A great leap backwards
When Jim Bolger's National government took power in New Zealand last October, it set about undoing a piece of Labour legislation which feminists had described as "one small progressive glimmer in the gloom of Labour's economic and industrial policy".
This was the 1990 Employment Equity Act, which was aimed at ensuring pay equity and equal opportunity for women. New Zealand Human Rights Commissioner Rae Julian described the reversal as a "great leap backwards"; others commented that it was another international "first" for New Zealand social policy, though hardly one to be proud of.
The latest issue of the New Zealand magazine Race Gender Class comments that, though compromised and cumbersome, the act promised to be more effective than overseas legislation in eventually delivering equal pay, for two reasons.
"Firstly, it allowed for group claims, not just for individuals as in Britain. Assessments could be applied to all women working in an occupation. Secondly, the New Zealand system of centralized industrial bargaining, like the Australian, was designed to apply negotiated award rates widely. Award rates adjusted for pay equity could actually deliver wage justice into the pockets of large numbers of low-paid women."
Now, that centralised system, which had kept typical "women's work" jobs at least better protected and better paid than in other comparable countries, is being dismantled. Notes Race Gender Class: "The repeal of the Employment Equity Act and the fragmentation of union protection through enterprise agreements and individual contracts is a major attack on women workers".
With the act's repeal, a series of "comparative worth" cases being prepared for evaluation will lapse. The 1990 legislation allowed for an independent agency which would compare typical women's jobs with typically male jobs in terms of their requirements for skill, responsibility, effort and conditions. Adjustment to wage rates could then be made through the system of national awards.
While the legislation had been watered down by compromises made under employer pressure, it was greeted as a great achievement by women, and women unionists in particular.
RGC outlines the process that opened up once the independent agency — the Employment Equity Commission — opened shop:
To ensure initial success, first claims had to be for small, and precisely definable groups clearly undervalued in comparison to the male occupations chosen. Most of the comparable male jobs were from the public sector, where precise information on actual rates and conditions was most easily obtained.

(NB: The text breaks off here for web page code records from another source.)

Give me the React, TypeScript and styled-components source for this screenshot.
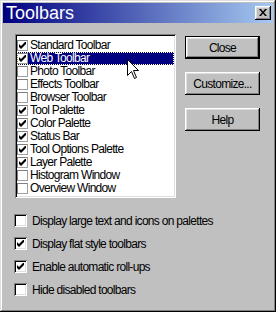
import React from "react";
import styled, { createGlobalStyle } from "styled-components";

const GlobalStyle = createGlobalStyle`
  html, body {
    margin: 0;
    padding: 0;
    background: #c0c0c0;
  }
  body {
    font-family: "Liberation Sans", Arial, sans-serif;
    font-size: 12px;
    letter-spacing: -0.7px;
    color: #000;
  }
`;

const toolbars = [
  { label: "Standard Toolbar", on: true },
  { label: "Web Toolbar", on: true, selected: true },
  { label: "Photo Toolbar", on: false },
  { label: "Effects Toolbar", on: false },
  { label: "Browser Toolbar", on: false },
  { label: "Tool Palette", on: true },
  { label: "Color Palette", on: true },
  { label: "Status Bar", on: true },
  { label: "Tool Options Palette", on: true },
  { label: "Layer Palette", on: true },
  { label: "Histogram Window", on: false },
  { label: "Overview Window", on: false },
];

const options = [
  { label: "Display large text and icons on palettes", on: false },
  { label: "Display flat style toolbars", on: true },
  { label: "Enable automatic roll-ups", on: true },
  { label: "Hide disabled toolbars", on: false },
];

const CheckMark: React.FC = () => (
  <svg width="7" height="7" viewBox="0 0 7 7">
    <path d="M0 2 L2 4 L6 0 L7 0 L7 2 L2 7 L0 5 Z" fill="#000" />
  </svg>
);

const Cursor: React.FC = () => (
  <CursorSvg width="13" height="21" viewBox="0 0 13 21">
    <path
      d="M0.5 0.5 L0.5 16.5 L4.5 12.5 L7.5 19.5 L9.5 18.5 L6.5 11.5 L11.5 11.5 Z"
      fill="#fff"
      stroke="#000"
      strokeWidth="1"
    />
  </CursorSvg>
);

const App: React.FC = () => {
  return (
    <>
      <GlobalStyle />
      <Window>
        <TitleBar>
          <Title>Toolbars</Title>
          <CloseBox>
            <svg width="8" height="7" viewBox="0 0 8 7">
              <path
                d="M0 0 L2 0 L4 2.5 L6 0 L8 0 L5 3.5 L8 7 L6 7 L4 4.5 L2 7 L0 7 L3 3.5 Z"
                fill="#000"
              />
            </svg>
          </CloseBox>
        </TitleBar>
        <Body>
          <TopRow>
            <ListBox>
              {toolbars.map((t) => (
                <ListRow key={t.label} $selected={!!t.selected}>
                  <ListCheck>{t.on && <CheckMark />}</ListCheck>
                  <span>{t.label}</span>
                </ListRow>
              ))}
            </ListBox>
            <Buttons>
              <Button $default>Close</Button>
              <Button>Customize...</Button>
              <Button>Help</Button>
            </Buttons>
          </TopRow>
          <Options>
            {options.map((o) => (
              <OptionRow key={o.label}>
                <SunkenCheck>{o.on && <CheckMark />}</SunkenCheck>
                <span>{o.label}</span>
              </OptionRow>
            ))}
          </Options>
        </Body>
        <Cursor />
      </Window>
    </>
  );
};

export default App;

const Window = styled.div`
  position: relative;
  width: 276px;
  height: 312px;
  box-sizing: border-box;
  padding: 3px;
  background: #c0c0c0;
  box-shadow: inset -1px -1px #000, inset 1px 1px #dfdfdf,
    inset -2px -2px #808080, inset 2px 2px #fff;
`;

const TitleBar = styled.div`
  height: 20px;
  display: flex;
  align-items: center;
  justify-content: space-between;
  padding: 0 2px 0 3px;
  background: linear-gradient(to right, #000080, #a6caf0);
`;

const Title = styled.span`
  color: #fff;
  font-size: 18px;
  letter-spacing: 0;
  line-height: 20px;
`;

const CloseBox = styled.div`
  width: 16px;
  height: 14px;
  box-sizing: border-box;
  display: flex;
  align-items: center;
  justify-content: center;
  background: #c0c0c0;
  box-shadow: inset -1px -1px #000, inset 1px 1px #fff,
    inset -2px -2px #808080, inset 2px 2px #dfdfdf;
  padding-bottom: 1px;
`;

const Body = styled.div`
  padding-top: 11px;
`;

const TopRow = styled.div`
  display: flex;
  margin-left: 12px;
`;

const ListBox = styled.div`
  width: 161px;
  height: 164px;
  box-sizing: border-box;
  padding: 5px 2px 3px 2px;
  background: #fff;
  box-shadow: inset 1px 1px #808080, inset -1px -1px #fff,
    inset 2px 2px #000, inset -2px -2px #dfdfdf;
`;

const ListRow = styled.div<{ $selected: boolean }>`
  height: 13px;
  line-height: 13px;
  display: flex;
  align-items: center;
  gap: 2px;
  white-space: nowrap;
  background: ${(p) => (p.$selected ? "#000080" : "transparent")};
  color: ${(p) => (p.$selected ? "#fff" : "#000")};
  outline: ${(p) => (p.$selected ? "1px dotted #ffffc0" : "none")};
  outline-offset: -1px;
`;

const ListCheck = styled.div`
  width: 11px;
  height: 11px;
  box-sizing: border-box;
  flex: none;
  display: flex;
  align-items: center;
  justify-content: center;
  background: #fff;
  border: 1px solid #808080;
  border-right-color: #a0a0a0;
  border-bottom-color: #a0a0a0;
`;

const Buttons = styled.div`
  display: flex;
  flex-direction: column;
  gap: 13px;
  margin: 2px 0 0 9px;
`;

const Button = styled.div<{ $default?: boolean }>`
  width: 75px;
  height: 23px;
  box-sizing: border-box;
  display: flex;
  align-items: center;
  justify-content: center;
  background: #c0c0c0;
  border: ${(p) => (p.$default ? "1px solid #000" : "none")};
  box-shadow: inset -1px -1px #000, inset 1px 1px #fff,
    inset -2px -2px #808080, inset 2px 2px #dfdfdf;
`;

const Options = styled.div`
  display: flex;
  flex-direction: column;
  gap: 10px;
  margin: 16px 0 0 11px;
`;

const OptionRow = styled.div`
  display: flex;
  align-items: center;
  gap: 5px;
  height: 13px;
  white-space: nowrap;
`;

const SunkenCheck = styled.div`
  width: 13px;
  height: 13px;
  box-sizing: border-box;
  flex: none;
  display: flex;
  align-items: center;
  justify-content: center;
  background: #fff;
  box-shadow: inset 1px 1px #808080, inset -1px -1px #fff,
    inset 2px 2px #000, inset -2px -2px #dfdfdf;
`;

const CursorSvg = styled.svg`
  position: absolute;
  left: 127px;
  top: 59px;
`;
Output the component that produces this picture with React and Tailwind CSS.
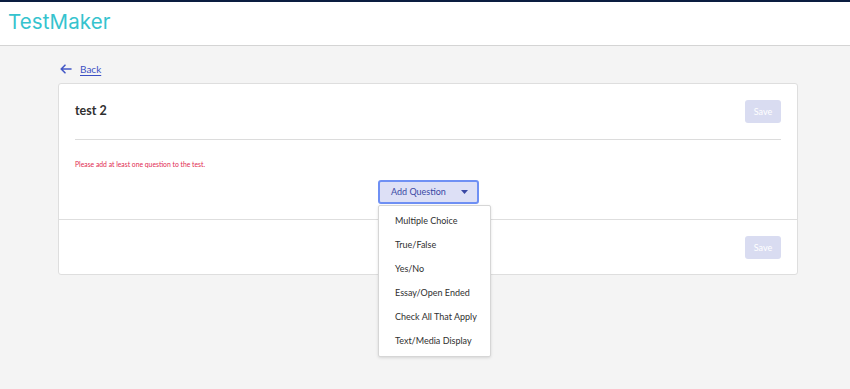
import React from "react";

const items = [
  "Multiple Choice",
  "True/False",
  "Yes/No",
  "Essay/Open Ended",
  "Check All That Apply",
  "Text/Media Display",
];

export default function App() {
  return (
    <div className="min-h-[389px] bg-[#f4f4f4] font-['Lato','Liberation_Sans',sans-serif]">
      <header className="h-[46px] border-t-2 border-b border-t-[#0a1d40] border-b-[#d4d4d4] bg-white flex items-center pl-[8px]">
        <span className="text-[20.5px] leading-none text-[#35c3ce] font-['Inter','Open_Sans',sans-serif] tracking-[0.1px] -mt-[2px]">
          TestMaker
        </span>
      </header>
      <main className="relative w-[740px] ml-[58px] pt-[16px]">
        <div className="flex items-center h-[14px] mb-[7px]">
          <svg width="12" height="10" viewBox="0 0 12 10" className="ml-[2px]" fill="none" stroke="#4458c6" strokeWidth="1.6" strokeLinecap="round" strokeLinejoin="round">
            <path d="M11 5H1.5M5 1.2L1.2 5 5 8.8" />
          </svg>
          <a href="#" className="ml-[8px] text-[10px] leading-none text-[#3b4fc4] underline underline-offset-2">
            Back
          </a>
        </div>
        <div className="bg-white border border-[#dedede] rounded-[3px]">
          <div className="px-[16px] pt-[16px] pb-[15px]">
            <div className="flex justify-between items-center h-[23px]">
              <span className="text-[12.5px] font-bold text-[#2f2f2f]">test 2</span>
              <button className="w-[36px] h-[23px] rounded-[3px] bg-[#d9dcf1] text-white text-[9px]">Save</button>
            </div>
            <div className="mt-[16px] border-t border-[#dcdcdc]" />
            <p className="mt-[20px] text-[6.8px] leading-[8px] text-[#df2a52]">
              Please add at least one question to the test.
            </p>
            <div className="mt-[12px] flex justify-center">
              <div className="relative">
                <button className="w-[101px] h-[24px] ml-[1px] rounded-[3px] border-2 border-[#6f90f4] bg-[#dde0f6] text-[#3a48a4] text-[9px] flex items-center pl-[11px]">
                  <span>Add Question</span>
                  <svg width="7" height="4" viewBox="0 0 7 4" className="ml-[15px]">
                    <path d="M0 0h7L3.5 4z" fill="#3a48a4" />
                  </svg>
                </button>
              </div>
            </div>
          </div>
          <div className="border-t border-[#dedede] px-[16px] pt-[16px] pb-[15px] flex justify-end">
            <button className="w-[36px] h-[23px] rounded-[3px] bg-[#d9dcf1] text-white text-[9px]">Save</button>
          </div>
        </div>
        <div className="absolute left-[320px] top-[159px] w-[113px] bg-white border border-[#d6d6d6] rounded-[2px] shadow-[0_1px_3px_rgba(0,0,0,0.12)] py-[3px] z-10">
          {items.map((t) => (
            <div key={t} className="h-[24px] flex items-center pl-[16px] text-[9px] text-[#2f2f2f]">
              {t}
            </div>
          ))}
        </div>
      </main>
    </div>
  );
}
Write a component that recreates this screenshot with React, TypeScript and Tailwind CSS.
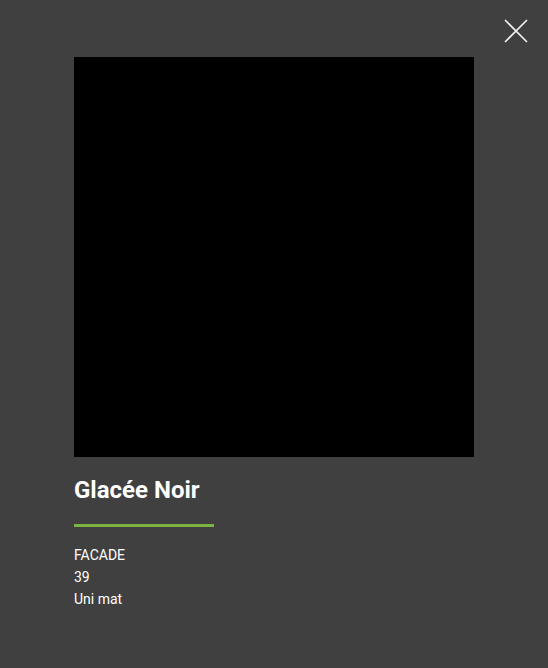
export default function App() {
  return (
    <div className="relative min-h-[668px] w-full bg-[#404040] font-['Roboto',sans-serif] text-white">
      <button className="absolute right-[20px] top-[19px] h-[24px] w-[24px]" aria-label="Close">
        <svg viewBox="0 0 24 24" className="h-[24px] w-[24px]" fill="none" stroke="#f2f2f2" strokeWidth="1.6">
          <path d="M1 1L23 23M23 1L1 23" />
        </svg>
      </button>
      <div className="flex flex-col pl-[74px] pt-[57px]">
        <div className="h-[400px] w-[400px] bg-black" />
        <h1 className="mt-[19px] text-[24px] font-bold leading-[28px]">Glacée Noir</h1>
        <div className="mt-[20px] h-[3px] w-[140px] bg-[#7cb342]" />
        <div className="mt-[17px] flex flex-col text-[14px] leading-[22px]">
          <span>FACADE</span>
          <span>39</span>
          <span>Uni mat</span>
        </div>
      </div>
    </div>
  );
}
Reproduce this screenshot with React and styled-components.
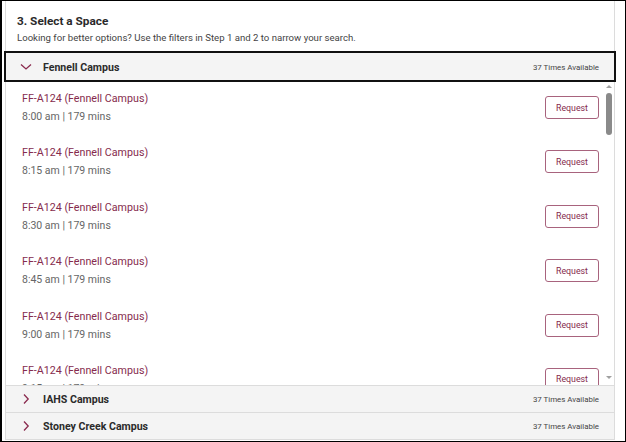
import React from "react";
import styled, { createGlobalStyle } from "styled-components";

const GlobalStyle = createGlobalStyle`
  html, body {
    margin: 0;
    padding: 0;
    background: #fff;
  }
  body {
    font-family: Roboto, "Liberation Sans", Arial, sans-serif;
  }
`;

const times = ["8:00 am", "8:15 am", "8:30 am", "8:45 am", "9:00 am", "9:15 am"];

const ChevronDown = () => (
  <svg width="12" height="8" viewBox="0 0 12 8">
    <path d="M1 1.5 L6 6 L11 1.5" fill="none" stroke="#8a2a4e" strokeWidth="1.3" />
  </svg>
);

const ChevronRight = () => (
  <svg width="8" height="12" viewBox="0 0 8 12">
    <path d="M2 1.5 L6.2 6 L2 10.5" fill="none" stroke="#8a2a4e" strokeWidth="1.3" />
  </svg>
);

const App = () => {
  return (
    <>
      <GlobalStyle />
      <Frame>
        <Panel>
          <Intro>
            <Title>3. Select a Space</Title>
            <Sub>Looking for better options? Use the filters in Step 1 and 2 to narrow your search.</Sub>
          </Intro>

          <Header $focused>
            <IconBox $open>
              <ChevronDown />
            </IconBox>
            <Campus>Fennell Campus</Campus>
            <Count>37 Times Available</Count>
          </Header>

          <ListWrap>
            <List>
              {times.map((t) => (
                <Item key={t}>
                  <Info>
                    <Room>FF-A124 (Fennell Campus)</Room>
                    <Time>{t} | 179 mins</Time>
                  </Info>
                  <Button>Request</Button>
                </Item>
              ))}
            </List>
            <Scrollbar>
              <Arrow $up />
              <Track>
                <Thumb />
              </Track>
              <Arrow />
            </Scrollbar>
          </ListWrap>

          <Header>
            <IconBox>
              <ChevronRight />
            </IconBox>
            <Campus>IAHS Campus</Campus>
            <Count>37 Times Available</Count>
          </Header>
          <Header>
            <IconBox>
              <ChevronRight />
            </IconBox>
            <Campus>Stoney Creek Campus</Campus>
            <Count>37 Times Available</Count>
          </Header>
        </Panel>
      </Frame>
    </>
  );
};

export default App;

const Frame = styled.div`
  width: 626px;
  height: 442px;
  box-sizing: border-box;
  border: 1px solid #000;
  border-left-width: 2px;
  overflow: hidden;
  background: #fff;
`;

const Panel = styled.div`
  margin: 0 10px 0 3px;
  height: 439px;
  box-sizing: border-box;
  border: 1px solid #dcdcdc;
  border-top: none;
  display: flex;
  flex-direction: column;
`;

const Intro = styled.div`
  padding: 12px 0 0 11px;
  height: 51px;
  box-sizing: border-box;
`;

const Title = styled.div`
  font-size: 11.8px;
  font-weight: 700;
  color: #2a2a2a;
  line-height: 16px;
`;

const Sub = styled.div`
  font-size: 9.6px;
  color: #444;
  line-height: 14px;
  margin-top: 2px;
`;

const Header = styled.div`
  display: flex;
  align-items: center;
  height: 26px;
  flex-shrink: 0;
  background: #f4f4f4;
  border-top: 1px solid ${(p) => (p.$focused ? "transparent" : "#dcdcdc")};
  outline: ${(p) => (p.$focused ? "2px solid #111" : "none")};
  margin-top: ${(p) => (p.$focused ? "1px" : "0")};
  position: relative;
  z-index: 1;
  padding: 0 15px 0 14px;
`;

const IconBox = styled.div`
  width: 17px;
  display: flex;
  align-items: center;
  padding-left: ${(p) => (p.$open ? "0" : "2px")};
  margin-right: ${(p) => (p.$open ? "6px" : "4px")};
`;

const Campus = styled.div`
  font-size: 10.6px;
  font-weight: 700;
  color: #2b2b2b;
  flex: 1;
`;

const Count = styled.div`
  font-size: 7.9px;
  color: #444;
`;

const ListWrap = styled.div`
  flex: 1;
  display: flex;
  overflow: hidden;
  min-height: 0;
`;

const List = styled.div`
  flex: 1;
  overflow: hidden;
  padding: 0 4px 0 16px;
`;

const Item = styled.div`
  height: 54.4px;
  display: flex;
  align-items: flex-start;
  justify-content: space-between;
  padding-top: 10px;
  box-sizing: border-box;
  flex-shrink: 0;
`;

const Info = styled.div`
  display: flex;
  flex-direction: column;
`;

const Room = styled.div`
  font-size: 10.7px;
  line-height: 18px;
  color: #862b4d;
`;

const Time = styled.div`
  font-size: 10.5px;
  line-height: 18px;
  color: #666;
`;

const Button = styled.button`
  width: 54px;
  height: 23px;
  margin-top: 6px;
  padding: 0;
  border: 1px solid #a8637d;
  border-radius: 3px;
  background: #fff;
  color: #862b4d;
  font-family: Roboto, "Liberation Sans", Arial, sans-serif;
  font-size: 8.8px;
  cursor: pointer;
`;

const Scrollbar = styled.div`
  width: 11px;
  display: flex;
  flex-direction: column;
  align-items: center;
  padding: 3px 0 4px;
  box-sizing: border-box;
`;

const Arrow = styled.div`
  width: 0;
  height: 0;
  border-left: 3px solid transparent;
  border-right: 3px solid transparent;
  ${(p) =>
    p.$up ? "border-bottom: 3px solid #a0a0a0;" : "border-top: 3px solid #a0a0a0;"}
  margin: 2px 0;
`;

const Track = styled.div`
  flex: 1;
  width: 100%;
  display: flex;
  justify-content: center;
  padding-top: 3px;
`;

const Thumb = styled.div`
  width: 6px;
  height: 42px;
  border-radius: 3px;
  background: #8a8a8a;
`;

The first to file was the Nurses Union, which argued that practice nurses, the least unionised award group, could be compared to uniformed branch police and environmental health officers.
The New Zealand Clerical Workers Union compared medical receptionists with university caretakers and hospital electrical workers. The Distribution Workers claimed that department store cosmetics salespeople could be compared to spare auto-parts salespeople. Supermarket checkout supervisors could be compared with hospital head orderlies. These claims, and the Employment Equity Commission itself, will lapse.
At least, says RGC, the concept of pay equity did become a reality in legislation, however briefly. "That is a political advance and has increased the expectations of many women. For the unionists and feminists actively involved, it is back to campaign tactics."